• _WHAT TO WORK ON_:
Exclude the pictures, then repeat the remaining data exactly.

• _DATASET CONTENT_:
==========

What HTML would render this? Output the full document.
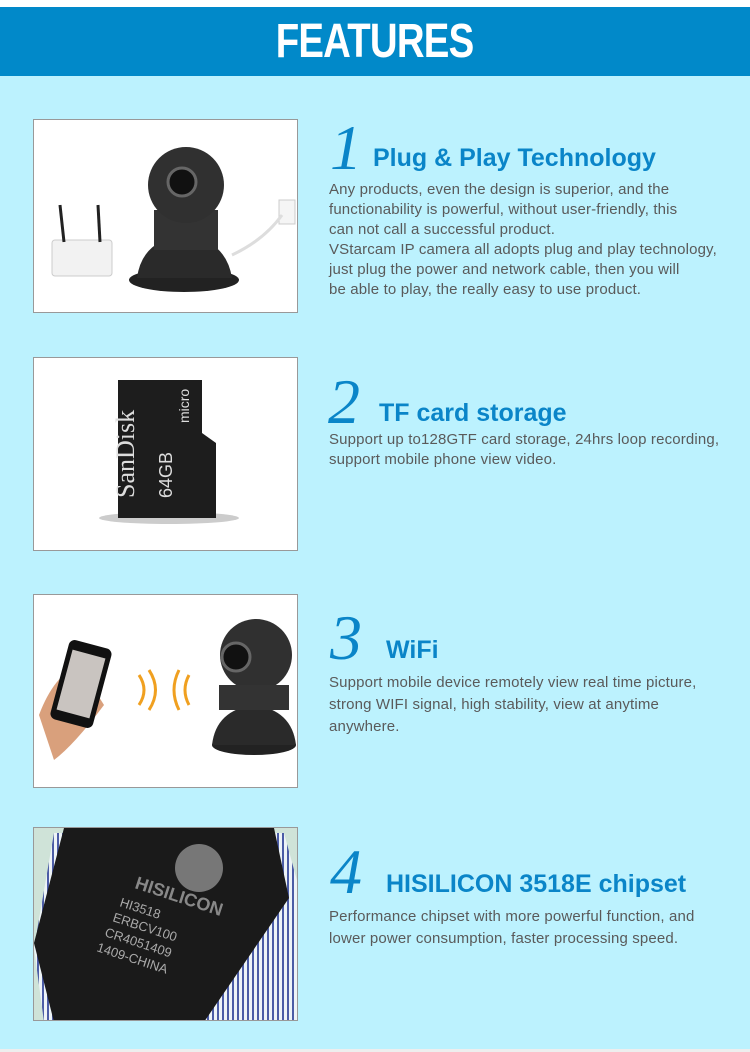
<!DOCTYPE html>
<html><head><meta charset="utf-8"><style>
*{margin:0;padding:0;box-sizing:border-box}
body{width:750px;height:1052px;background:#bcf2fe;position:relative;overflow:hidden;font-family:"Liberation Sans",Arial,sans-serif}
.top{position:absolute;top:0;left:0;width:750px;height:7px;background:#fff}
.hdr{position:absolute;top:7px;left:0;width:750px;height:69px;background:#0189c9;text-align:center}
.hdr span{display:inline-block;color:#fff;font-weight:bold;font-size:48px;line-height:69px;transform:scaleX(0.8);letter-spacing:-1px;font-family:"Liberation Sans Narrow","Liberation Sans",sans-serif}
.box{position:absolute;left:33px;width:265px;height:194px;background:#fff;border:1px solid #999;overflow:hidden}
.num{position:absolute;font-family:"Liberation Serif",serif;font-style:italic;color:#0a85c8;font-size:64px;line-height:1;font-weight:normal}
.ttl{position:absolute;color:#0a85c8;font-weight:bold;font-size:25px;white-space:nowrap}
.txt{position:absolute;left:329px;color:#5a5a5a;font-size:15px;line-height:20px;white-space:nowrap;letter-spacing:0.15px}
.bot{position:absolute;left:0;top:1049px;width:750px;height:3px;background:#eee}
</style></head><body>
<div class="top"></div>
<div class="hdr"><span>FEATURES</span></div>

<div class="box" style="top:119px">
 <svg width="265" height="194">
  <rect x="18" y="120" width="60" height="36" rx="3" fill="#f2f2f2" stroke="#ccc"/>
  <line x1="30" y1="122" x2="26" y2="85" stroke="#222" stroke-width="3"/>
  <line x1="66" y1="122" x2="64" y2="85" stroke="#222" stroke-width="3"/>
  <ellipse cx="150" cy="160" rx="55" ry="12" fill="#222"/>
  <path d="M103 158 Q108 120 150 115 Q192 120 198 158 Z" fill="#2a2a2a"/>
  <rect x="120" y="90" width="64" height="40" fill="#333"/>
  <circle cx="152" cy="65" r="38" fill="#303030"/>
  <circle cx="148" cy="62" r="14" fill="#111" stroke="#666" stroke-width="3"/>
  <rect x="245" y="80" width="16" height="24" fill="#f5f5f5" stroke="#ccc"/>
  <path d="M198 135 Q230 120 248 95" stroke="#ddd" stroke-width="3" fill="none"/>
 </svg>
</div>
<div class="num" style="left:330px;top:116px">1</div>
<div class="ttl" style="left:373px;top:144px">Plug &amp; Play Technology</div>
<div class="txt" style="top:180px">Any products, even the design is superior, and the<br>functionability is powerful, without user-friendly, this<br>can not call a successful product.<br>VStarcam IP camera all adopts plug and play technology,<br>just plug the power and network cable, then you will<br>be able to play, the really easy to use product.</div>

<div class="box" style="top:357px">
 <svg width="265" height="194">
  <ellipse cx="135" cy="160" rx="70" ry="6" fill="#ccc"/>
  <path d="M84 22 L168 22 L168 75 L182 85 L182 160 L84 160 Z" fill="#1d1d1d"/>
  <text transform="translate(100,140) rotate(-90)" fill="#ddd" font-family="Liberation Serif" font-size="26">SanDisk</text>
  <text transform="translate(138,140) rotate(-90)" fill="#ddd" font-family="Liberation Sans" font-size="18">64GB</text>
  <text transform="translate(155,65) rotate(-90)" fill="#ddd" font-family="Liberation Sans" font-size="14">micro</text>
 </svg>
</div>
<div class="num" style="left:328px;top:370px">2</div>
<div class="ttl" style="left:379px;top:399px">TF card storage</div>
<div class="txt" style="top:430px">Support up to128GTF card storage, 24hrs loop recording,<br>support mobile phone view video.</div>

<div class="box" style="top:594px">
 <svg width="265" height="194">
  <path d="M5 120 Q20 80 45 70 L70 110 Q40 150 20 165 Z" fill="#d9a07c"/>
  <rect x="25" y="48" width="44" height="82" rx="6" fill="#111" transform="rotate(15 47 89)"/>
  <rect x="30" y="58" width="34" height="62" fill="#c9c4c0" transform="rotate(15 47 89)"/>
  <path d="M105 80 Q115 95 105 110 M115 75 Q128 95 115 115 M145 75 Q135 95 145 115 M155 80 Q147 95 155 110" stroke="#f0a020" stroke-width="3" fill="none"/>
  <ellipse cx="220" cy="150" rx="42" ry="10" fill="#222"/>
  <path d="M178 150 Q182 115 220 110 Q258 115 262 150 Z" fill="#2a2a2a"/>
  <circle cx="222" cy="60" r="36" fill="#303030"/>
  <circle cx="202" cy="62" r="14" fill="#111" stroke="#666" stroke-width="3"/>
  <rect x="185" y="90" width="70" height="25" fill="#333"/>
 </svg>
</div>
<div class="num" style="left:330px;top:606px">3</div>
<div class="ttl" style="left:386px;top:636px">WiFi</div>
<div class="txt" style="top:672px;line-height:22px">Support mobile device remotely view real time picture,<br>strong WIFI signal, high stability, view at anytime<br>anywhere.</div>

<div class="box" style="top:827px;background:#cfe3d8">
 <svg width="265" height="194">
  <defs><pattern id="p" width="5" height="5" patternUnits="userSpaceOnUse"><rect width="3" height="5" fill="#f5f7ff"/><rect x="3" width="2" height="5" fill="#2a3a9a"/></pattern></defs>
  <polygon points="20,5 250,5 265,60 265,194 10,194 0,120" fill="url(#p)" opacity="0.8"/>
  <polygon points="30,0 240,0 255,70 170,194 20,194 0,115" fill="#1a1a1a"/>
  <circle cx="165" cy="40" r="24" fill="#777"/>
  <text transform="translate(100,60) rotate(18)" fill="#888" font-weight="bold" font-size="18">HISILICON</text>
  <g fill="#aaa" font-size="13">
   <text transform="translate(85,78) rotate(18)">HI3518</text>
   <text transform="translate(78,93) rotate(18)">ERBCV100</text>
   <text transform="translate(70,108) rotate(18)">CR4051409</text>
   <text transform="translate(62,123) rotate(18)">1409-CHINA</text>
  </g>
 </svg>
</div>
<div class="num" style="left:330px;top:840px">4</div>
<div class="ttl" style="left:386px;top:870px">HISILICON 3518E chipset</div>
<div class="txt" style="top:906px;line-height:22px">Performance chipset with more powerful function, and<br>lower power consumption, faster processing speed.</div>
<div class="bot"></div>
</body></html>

==========

• _TASK RESULT_:
What HTML would render this? Output the full document.
<!DOCTYPE html>
<html><head><meta charset="utf-8"><style>
*{margin:0;padding:0;box-sizing:border-box}
body{width:750px;height:1052px;background:#bcf2fe;position:relative;overflow:hidden;font-family:"Liberation Sans",Arial,sans-serif}
.top{position:absolute;top:0;left:0;width:750px;height:7px;background:#fff}
.hdr{position:absolute;top:7px;left:0;width:750px;height:69px;background:#0189c9;text-align:center}
.hdr span{display:inline-block;color:#fff;font-weight:bold;font-size:48px;line-height:69px;transform:scaleX(0.8);letter-spacing:-1px;font-family:"Liberation Sans Narrow","Liberation Sans",sans-serif}
.box{position:absolute;left:33px;width:265px;height:194px;background:#fff;border:1px solid #999;overflow:hidden}
.num{position:absolute;font-family:"Liberation Serif",serif;font-style:italic;color:#0a85c8;font-size:64px;line-height:1;font-weight:normal}
.ttl{position:absolute;color:#0a85c8;font-weight:bold;font-size:25px;white-space:nowrap}
.txt{position:absolute;left:329px;color:#5a5a5a;font-size:15px;line-height:20px;white-space:nowrap;letter-spacing:0.15px}
.bot{position:absolute;left:0;top:1049px;width:750px;height:3px;background:#eee}
</style></head><body>
<div class="top"></div>
<div class="hdr"><span>FEATURES</span></div>

<div class="box" style="top:119px">
 <svg width="265" height="194">
  <rect x="18" y="120" width="60" height="36" rx="3" fill="#f2f2f2" stroke="#ccc"/>
  <line x1="30" y1="122" x2="26" y2="85" stroke="#222" stroke-width="3"/>
  <line x1="66" y1="122" x2="64" y2="85" stroke="#222" stroke-width="3"/>
  <ellipse cx="150" cy="160" rx="55" ry="12" fill="#222"/>
  <path d="M103 158 Q108 120 150 115 Q192 120 198 158 Z" fill="#2a2a2a"/>
  <rect x="120" y="90" width="64" height="40" fill="#333"/>
  <circle cx="152" cy="65" r="38" fill="#303030"/>
  <circle cx="148" cy="62" r="14" fill="#111" stroke="#666" stroke-width="3"/>
  <rect x="245" y="80" width="16" height="24" fill="#f5f5f5" stroke="#ccc"/>
  <path d="M198 135 Q230 120 248 95" stroke="#ddd" stroke-width="3" fill="none"/>
 </svg>
</div>
<div class="num" style="left:330px;top:116px">1</div>
<div class="ttl" style="left:373px;top:144px">Plug &amp; Play Technology</div>
<div class="txt" style="top:180px">Any products, even the design is superior, and the<br>functionability is powerful, without user-friendly, this<br>can not call a successful product.<br>VStarcam IP camera all adopts plug and play technology,<br>just plug the power and network cable, then you will<br>be able to play, the really easy to use product.</div>

<div class="box" style="top:357px">
 <svg width="265" height="194">
  <ellipse cx="135" cy="160" rx="70" ry="6" fill="#ccc"/>
  <path d="M84 22 L168 22 L168 75 L182 85 L182 160 L84 160 Z" fill="#1d1d1d"/>
  <text transform="translate(100,140) rotate(-90)" fill="#ddd" font-family="Liberation Serif" font-size="26">SanDisk</text>
  <text transform="translate(138,140) rotate(-90)" fill="#ddd" font-family="Liberation Sans" font-size="18">64GB</text>
  <text transform="translate(155,65) rotate(-90)" fill="#ddd" font-family="Liberation Sans" font-size="14">micro</text>
 </svg>
</div>
<div class="num" style="left:328px;top:370px">2</div>
<div class="ttl" style="left:379px;top:399px">TF card storage</div>
<div class="txt" style="top:430px">Support up to128GTF card storage, 24hrs loop recording,<br>support mobile phone view video.</div>

<div class="box" style="top:594px">
 <svg width="265" height="194">
  <path d="M5 120 Q20 80 45 70 L70 110 Q40 150 20 165 Z" fill="#d9a07c"/>
  <rect x="25" y="48" width="44" height="82" rx="6" fill="#111" transform="rotate(15 47 89)"/>
  <rect x="30" y="58" width="34" height="62" fill="#c9c4c0" transform="rotate(15 47 89)"/>
  <path d="M105 80 Q115 95 105 110 M115 75 Q128 95 115 115 M145 75 Q135 95 145 115 M155 80 Q147 95 155 110" stroke="#f0a020" stroke-width="3" fill="none"/>
  <ellipse cx="220" cy="150" rx="42" ry="10" fill="#222"/>
  <path d="M178 150 Q182 115 220 110 Q258 115 262 150 Z" fill="#2a2a2a"/>
  <circle cx="222" cy="60" r="36" fill="#303030"/>
  <circle cx="202" cy="62" r="14" fill="#111" stroke="#666" stroke-width="3"/>
  <rect x="185" y="90" width="70" height="25" fill="#333"/>
 </svg>
</div>
<div class="num" style="left:330px;top:606px">3</div>
<div class="ttl" style="left:386px;top:636px">WiFi</div>
<div class="txt" style="top:672px;line-height:22px">Support mobile device remotely view real time picture,<br>strong WIFI signal, high stability, view at anytime<br>anywhere.</div>

<div class="box" style="top:827px;background:#cfe3d8">
 <svg width="265" height="194">
  <defs><pattern id="p" width="5" height="5" patternUnits="userSpaceOnUse"><rect width="3" height="5" fill="#f5f7ff"/><rect x="3" width="2" height="5" fill="#2a3a9a"/></pattern></defs>
  <polygon points="20,5 250,5 265,60 265,194 10,194 0,120" fill="url(#p)" opacity="0.8"/>
  <polygon points="30,0 240,0 255,70 170,194 20,194 0,115" fill="#1a1a1a"/>
  <circle cx="165" cy="40" r="24" fill="#777"/>
  <text transform="translate(100,60) rotate(18)" fill="#888" font-weight="bold" font-size="18">HISILICON</text>
  <g fill="#aaa" font-size="13">
   <text transform="translate(85,78) rotate(18)">HI3518</text>
   <text transform="translate(78,93) rotate(18)">ERBCV100</text>
   <text transform="translate(70,108) rotate(18)">CR4051409</text>
   <text transform="translate(62,123) rotate(18)">1409-CHINA</text>
  </g>
 </svg>
</div>
<div class="num" style="left:330px;top:840px">4</div>
<div class="ttl" style="left:386px;top:870px">HISILICON 3518E chipset</div>
<div class="txt" style="top:906px;line-height:22px">Performance chipset with more powerful function, and<br>lower power consumption, faster processing speed.</div>
<div class="bot"></div>
</body></html>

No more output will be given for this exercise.